A lot of those policies don’t get implemented because they’re unpopular, and even very conservative presidents shy away from them; others don’t happen because they can’t pass Congress and enacting them without legislation would probably be blocked by the courts. Advocates of these policies know that Trump doesn’t pay any attention to what goes on unless it’s on TV, can be easily manipulated because he doesn’t bother to learn much, and doesn’t care if something his people try to do is said to be illegal.

It’s fine for a presidential candidate to make preparations to fight for policies he or she supports. Indeed, it’s generally a good sign if a candidate takes the possible transition and subsequent governing seriously, beginning with intense demands for staffing the White House and the executive branch. That includes recognizing that the bureaucracy can have a strong status quo bias that makes presidential initiatives hard to implement.

Unfortunately, most of what Trump and his allies appear to bepreparing for is a fight against the law and the constitutional order. Trump has never understood that presidents are not dictators, and he appeared to take it personally whenever anyone in the political system resisted his preferences — not realizing that pushback from the executive branch, the judiciary and Congress was not personally directed at him, but was part of how diverse legitimate interests are represented within a democratic government. Therefore, what Trump and his allies are attempting to do is likely to end either with the kinds of fiascoes and failures that wound up with Trump impeached twice — or with his victory over the republic and the end of constitutional government.

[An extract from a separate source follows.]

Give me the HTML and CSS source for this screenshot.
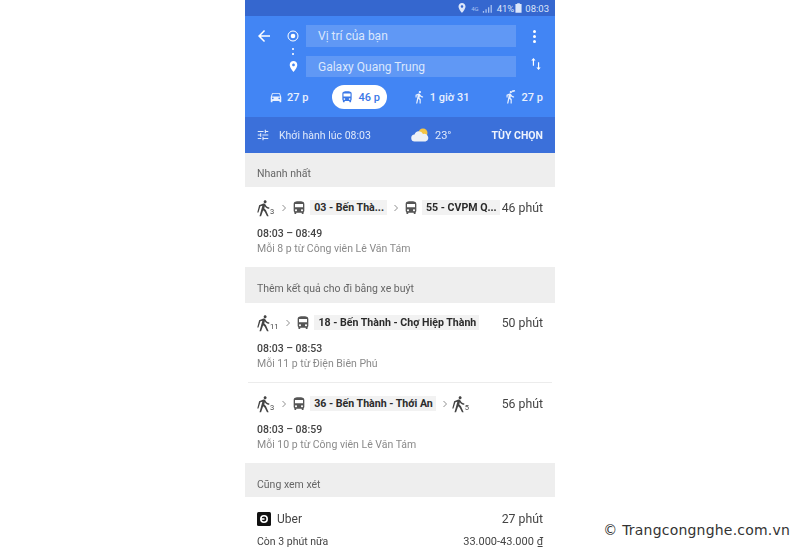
FILE: index.html
```html
<!DOCTYPE html>
<html lang="vi">
<head>
  <meta charset="UTF-8" />
  <title>Trang chỉ đường</title>
  <link rel="stylesheet" href="styles.css">
</head>
<body>

<svg class="defs" width="0" height="0">
  <symbol id="car" viewBox="0 0 24 24"><path d="M18.92 6.01C18.72 5.42 18.16 5 17.5 5h-11c-.66 0-1.21.42-1.42 1.01L3 12v8c0 .55.45 1 1 1h1c.55 0 1-.45 1-1v-1h12v1c0 .55.45 1 1 1h1c.55 0 1-.45 1-1v-8l-2.08-5.99zM6.5 16c-.83 0-1.5-.67-1.5-1.5S5.67 13 6.5 13s1.5.67 1.5 1.5S7.33 16 6.5 16zm11 0c-.83 0-1.5-.67-1.5-1.5s.67-1.5 1.5-1.5 1.5.67 1.5 1.5-.67 1.5-1.5 1.5zM5 11l1.500-4.500h11L19 11H5z"/></symbol>
  <symbol id="bus" viewBox="0 0 24 24"><path d="M4 16c0 .88.39 1.67 1 2.22V20c0 .55.45 1 1 1h1c.55 0 1-.45 1-1v-1h8v1c0 .55.45 1 1 1h1c.55 0 1-.45 1-1v-1.78c.61-.55 1-1.34 1-2.22V6c0-3.5-3.58-4-8-4s-8 .5-8 4v10zm3.500 1c-.83 0-1.500-.67-1.500-1.500S6.670 14 7.500 14s1.500.67 1.500 1.500S8.330 17 7.500 17zm9 0c-.83 0-1.500-.67-1.500-1.500s.67-1.500 1.500-1.500 1.500.67 1.500 1.500-.67 1.500-1.500 1.500zm1.500-6H6V6h12v5z"/></symbol>
  <symbol id="walk" viewBox="0 0 24 24"><path d="M13.5 5.5c1.1 0 2-.9 2-2s-.9-2-2-2-2 .9-2 2 .9 2 2 2zM9.800 8.900L7 23h2.100l1.800-8 2.100 2v6h2v-7.500l-2.100-2 .6-3C14.800 12 16.800 13 19 13v-2c-1.900 0-3.500-1-4.300-2.400l-1-1.600c-.4-.6-1-1-1.700-1-.3 0-.5.1-.8.1L6 8.300V13h2V9.600l1.800-.7"/></symbol>
  <symbol id="hike" viewBox="0 0 24 24"><path d="M13.5 5.500c1.100 0 2-.9 2-2s-.9-2-2-2-2 .9-2 2 .9 2 2 2zM9.800 8.900L6 23h2.100l2.800-8 2.100 2 3 6h2.200l-3.700-8.500-2.100-2 .6-3C14.800 12 16.800 13 19 13v-2c-1.900 0-3.500-1-4.300-2.400l-1-1.600c-.4-.6-1-1-1.700-1-.3 0-.5.1-.8.1L5.500 8.300 3 18h1.600l2.600-8.400 2.600-.7"/></symbol>
  <symbol id="place" viewBox="0 0 24 24"><path d="M12 2C8.130 2 5 5.130 5 9c0 5.250 7 13 7 13s7-7.750 7-13c0-3.870-3.130-7-7-7zm0 9.500c-1.380 0-2.500-1.120-2.500-2.500s1.120-2.500 2.500-2.500 2.500 1.120 2.500 2.500-1.120 2.500-2.500 2.500z"/></symbol>
  <symbol id="chevron" viewBox="0 0 8 10"><path d="M2 1l4 4-4 4" fill="none" stroke="currentColor" stroke-width="1.100"/></symbol>
</svg>

<div class="phone">
  <div class="statusbar">
    <svg class="ic-status" viewBox="0 0 24 24"><use href="#place"/></svg>
    <span class="net">4G</span>
    <svg class="signal" viewBox="0 0 14 10"><path d="M1 10h1.500V8H1zM4 10h1.500V6H4zM7 10h1.500V3.500H7zM10 10h1.500V1H10z"/></svg>
    <span>41%</span>
    <svg class="battery" viewBox="0 0 8 11"><path d="M2.500 0h3v1H7.500v10H.5V1h2z"/></svg>
    <span>08:03</span>
  </div>

  <div class="header">
    <div class="search-row">
      <svg class="back" viewBox="0 0 24 24"><path d="M20 11H7.830l5.590-5.590L12 4l-8 8 8 8 1.410-1.410L7.830 13H20v-2z"/></svg>
      <div class="marker">
        <svg class="origin" viewBox="0 0 12 12"><circle cx="6" cy="6" r="5" fill="none" stroke="#fff" stroke-width="1"/><circle cx="6" cy="6" r="2.300" fill="#fff"/></svg>
      </div>
      <div class="field">Vị trí của bạn</div>
      <div class="dots"><i></i><i></i><i></i></div>
    </div>
    <div class="connector"><i></i><i></i></div>
    <div class="search-row second">
      <div class="back-space"></div>
      <div class="marker">
        <svg class="pin" viewBox="0 0 24 24"><use href="#place"/></svg>
      </div>
      <div class="field">Galaxy Quang Trung</div>
      <svg class="swap" viewBox="0 0 14 16"><path d="M4 1L1.500 4H3.300v6h1.400V4H6.500zM10 15l2.500-3H10.700V6H9.300v6H7.500z"/></svg>
    </div>
    <div class="modes">
      <div class="mode m-car"><svg viewBox="0 0 24 24"><use href="#car"/></svg>27 p</div>
      <div class="mode m-bus active"><svg viewBox="0 0 24 24"><use href="#bus"/></svg>46 p</div>
      <div class="mode m-walk"><svg viewBox="0 0 24 24"><use href="#walk"/></svg>1 giờ 31</div>
      <div class="mode m-hail"><svg viewBox="0 0 24 24"><use href="#walk"/><path d="M15 1l5-1 1 2-5 2z"/></svg>27 p</div>
    </div>
  </div>

  <div class="depart">
    <svg class="tune" viewBox="0 0 24 24"><path d="M3 17v2h6v-2H3zM3 5v2h10V5H3zm10 16v-2h8v-2h-8v-2h-2v6h2zM7 9v2H3v2h4v2h2V9H7zm14 4v-2H11v2h10zm-6-4h2V7h4V5h-4V3h-2v6z"/></svg>
    <span class="depart-text">Khởi hành lúc 08:03</span>
    <svg class="weather" viewBox="0 0 18 14"><circle cx="12" cy="5" r="4.500" fill="#f6c544"/><path d="M4 13.500a3.500 3.500 0 0 1-.5-7A4.500 4.500 0 0 1 12 6a3.800 3.800 0 0 1 2.500 7.500z" fill="#eef1f6"/></svg>
    <span class="temp">23°</span>
    <span class="options">TÙY CHỌN</span>
  </div>

  <div class="label">Nhanh nhất</div>
  <div class="result">
    <div class="route">
      <svg class="ic-walk" viewBox="0 0 24 24"><use href="#hike"/></svg><sub>3</sub>
      <svg class="chev" viewBox="0 0 8 10"><use href="#chevron"/></svg>
      <svg class="ic-bus" viewBox="0 0 24 24"><use href="#bus"/></svg>
      <span class="line">03 - Bến Thà...</span>
      <svg class="chev" viewBox="0 0 8 10"><use href="#chevron"/></svg>
      <svg class="ic-bus" viewBox="0 0 24 24"><use href="#bus"/></svg>
      <span class="line last">55 - CVPM Q...</span>
      <span class="duration">46 phút</span>
    </div>
    <div class="times">08:03 – 08:49</div>
    <div class="freq">Mỗi 8 p từ Công viên Lê Văn Tám</div>
  </div>

  <div class="label tall low">Thêm kết quả cho đi bằng xe buýt</div>
  <div class="result divided">
    <div class="route">
      <svg class="ic-walk" viewBox="0 0 24 24"><use href="#hike"/></svg><sub>11</sub>
      <svg class="chev" viewBox="0 0 8 10"><use href="#chevron"/></svg>
      <svg class="ic-bus" viewBox="0 0 24 24"><use href="#bus"/></svg>
      <span class="line">18 - Bến Thành - Chợ Hiệp Thành</span>
      <span class="duration">50 phút</span>
    </div>
    <div class="times">08:03 – 08:53</div>
    <div class="freq">Mỗi 11 p từ Điện Biên Phú</div>
  </div>
  <div class="result">
    <div class="route">
      <svg class="ic-walk" viewBox="0 0 24 24"><use href="#hike"/></svg><sub>3</sub>
      <svg class="chev" viewBox="0 0 8 10"><use href="#chevron"/></svg>
      <svg class="ic-bus" viewBox="0 0 24 24"><use href="#bus"/></svg>
      <span class="line">36 - Bến Thành - Thới An</span>
      <svg class="chev" viewBox="0 0 8 10"><use href="#chevron"/></svg>
      <svg class="ic-walk" viewBox="0 0 24 24"><use href="#hike"/></svg><sub>5</sub>
      <span class="duration">56 phút</span>
    </div>
    <div class="times">08:03 – 08:59</div>
    <div class="freq">Mỗi 10 p từ Công viên Lê Văn Tám</div>
  </div>

  <div class="label low">Cũng xem xét</div>
  <div class="uber">
    <div class="uber-row">
      <svg class="uber-logo" viewBox="0 0 14 14"><rect width="14" height="14" rx="1.500" fill="#111"/><circle cx="7" cy="7" r="3.200" fill="none" stroke="#fff" stroke-width="1.600"/><path d="M4 6.200h3.500v1.600H4z" fill="#fff"/></svg>
      <span class="uber-name">Uber</span>
      <span class="duration">27 phút</span>
    </div>
    <div class="uber-row small">
      <span>Còn 3 phút nữa</span>
      <span class="price">33.000-43.000 ₫</span>
    </div>
  </div>
</div>

<div class="watermark">© Trangcongnghe.com.vn</div>

</body>
</html>
```

FILE: styles.css
```css
html, body {
  height: 100%;
}

body {
  margin: 0;
  background: #fff;
  font-family: Roboto, "Noto Sans", sans-serif;
  color: #333;
  overflow: hidden;
}

.defs {
  position: absolute;
}

svg {
  display: block;
  flex: none;
  fill: currentColor;
}

.phone {
  width: 310px;
  height: 548px;
  margin: 0 auto;
  overflow: hidden;
  filter: blur(0.4px);
}

/* status bar */
.statusbar {
  height: 16px;
  background: #3567cf;
  color: #dce6fa;
  display: flex;
  align-items: center;
  justify-content: flex-end;
  gap: 3px;
  padding-right: 6px;
  font-size: 9.5px;
}

.ic-status {
  width: 12px;
  height: 12px;
}

.net {
  font-size: 6px;
  color: #a9c2f2;
}

.signal {
  width: 12px;
  height: 9px;
  fill: #a9c2f2;
}

.battery {
  width: 7px;
  height: 10px;
  margin-left: -2px;
}

/* header */
.header {
  height: 101px;
  box-sizing: border-box;
  padding-top: 9px;
  background: #4285f4;
  color: #fff;
}

.search-row {
  display: flex;
  align-items: center;
  height: 22px;
}

.search-row.second {
  margin-top: 9px;
  height: 21px;
}

.back {
  width: 18px;
  height: 18px;
  margin-left: 10px;
}

.back-space {
  width: 18px;
  margin-left: 10px;
}

.marker {
  width: 12px;
  margin-left: 14px;
  margin-right: 7px;
  display: flex;
  justify-content: center;
}

.origin {
  width: 12px;
  height: 12px;
}

.pin {
  width: 13px;
  height: 13px;
}

.field {
  width: 198px;
  height: 100%;
  padding-left: 12px;
  background: rgba(255, 255, 255, 0.16);
  font-size: 12px;
  line-height: 22px;
  color: #dbe7fd;
}

.dots {
  margin-left: 17px;
  display: flex;
  flex-direction: column;
  gap: 2px;
}

.dots i {
  width: 3px;
  height: 3px;
  border-radius: 50%;
  background: #fff;
}

/* the .phone filter makes it the containing block */
.connector {
  position: absolute;
  top: 48px;
  left: 47px;
  display: flex;
  flex-direction: column;
  gap: 3px;
}

.connector i {
  width: 2px;
  height: 2px;
  background: #d5e3fc;
}

.swap {
  width: 12px;
  height: 16px;
  margin-left: 14px;
  margin-top: -5px;
}

.modes {
  display: flex;
  align-items: center;
  height: 24px;
  margin-top: 8px;
  font-size: 11px;
  font-weight: 500;
}

.mode {
  display: flex;
  align-items: center;
  gap: 4px;
  color: #e8f0fe;
}

.mode svg {
  width: 14px;
  height: 14px;
}

.m-car {
  margin-left: 24px;
}

.m-bus {
  margin-left: 24px;
}

.m-walk {
  margin-left: 25px;
}

.m-hail {
  margin-left: 34px;
}

.mode.active {
  height: 24px;
  padding: 0 7px 0 8px;
  background: #fff;
  border-radius: 12px;
  color: #3b78e7;
}

/* depart bar */
.depart {
  height: 36px;
  background: #3b70da;
  display: flex;
  align-items: center;
  color: #dfe9fb;
  font-size: 10.5px;
  box-shadow: 0 1px 1px rgba(0, 0, 0, 0.15);
}

.tune {
  width: 14px;
  height: 14px;
  margin-left: 11px;
}

.depart-text {
  margin-left: 9px;
  width: 132px;
}

.weather {
  width: 18px;
  height: 14px;
}

.temp {
  margin-left: 6px;
  font-size: 11px;
}

.options {
  margin-left: auto;
  margin-right: 12px;
  font-weight: 700;
  color: #eef3fd;
}

/* lists */
.label {
  height: 34px;
  box-sizing: border-box;
  padding-left: 12px;
  background: #eeeeee;
  color: #666;
  font-size: 10.5px;
  line-height: 42px;
}

.label.tall {
  height: 36px;
}

.label.low {
  line-height: 44px;
}

.result {
  height: 80px;
  box-sizing: border-box;
  padding: 12px 12px 0;
}

.divided {
  position: relative;
  height: 80px;
  padding-top: 11px;
}

.divided::after {
  content: "";
  position: absolute;
  left: 3px;
  right: 3px;
  bottom: 0;
  height: 1px;
  background: #ececec;
}

.route {
  display: flex;
  align-items: center;
  height: 17px;
  font-size: 12px;
  color: #333;
}

.ic-walk {
  width: 18px;
  height: 18px;
  margin-left: -2px;
  color: #444;
}

.route sub {
  align-self: flex-end;
  margin-left: -3px;
  margin-right: 7px;
  font-size: 7.5px;
  line-height: 8px;
  color: #444;
}

.chev {
  width: 6px;
  height: 8px;
  color: #777;
  margin-right: 4px;
}

.ic-bus {
  width: 16px;
  height: 16px;
  color: #555;
}

.line {
  margin: 0 6px 0 3px;
  padding: 1px 3px 1px 4px;
  background: #f2f2f2;
  font-size: 10.6px;
  font-weight: 700;
  color: #2b2b2b;
  white-space: nowrap;
}

.line.last {
  margin-right: 0;
}

.duration {
  margin-left: auto;
  font-size: 12.3px;
  color: #444;
  white-space: nowrap;
}

.times {
  margin-top: 11px;
  font-size: 10.5px;
  font-weight: 500;
  color: #444;
}

.freq {
  margin-top: 2px;
  font-size: 10.5px;
  color: #8a8a8a;
}

/* uber */
.uber {
  padding: 14px 12px 0;
}

.uber-row {
  display: flex;
  align-items: center;
  height: 16px;
}

.uber-row.small {
  margin-top: 6px;
  justify-content: space-between;
  font-size: 10.5px;
  color: #444;
}

.uber-logo {
  width: 14px;
  height: 14px;
}

.uber-name {
  margin-left: 6px;
  font-size: 12px;
  color: #444;
}

.price {
  font-size: 11px;
}

.watermark {
  position: absolute;
  right: 10px;
  top: 522px;
  font-family: "DejaVu Sans", sans-serif;
  font-size: 14px;
  color: #333;
  letter-spacing: 0.2px;
}
```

And even if Trump does not regain the White House, his allies — those who meet one or more of the overlapping criteria — have become the mainstream of the party, with all the radicalism and lawlessness that goes with that. Personnel is policy, and it should come as no surprise that the pro-democracy faction within the party has increasingly been marginalized, if not purged. The party leaders who chose not to fight hard against Trump in 2016 have plenty to answer for.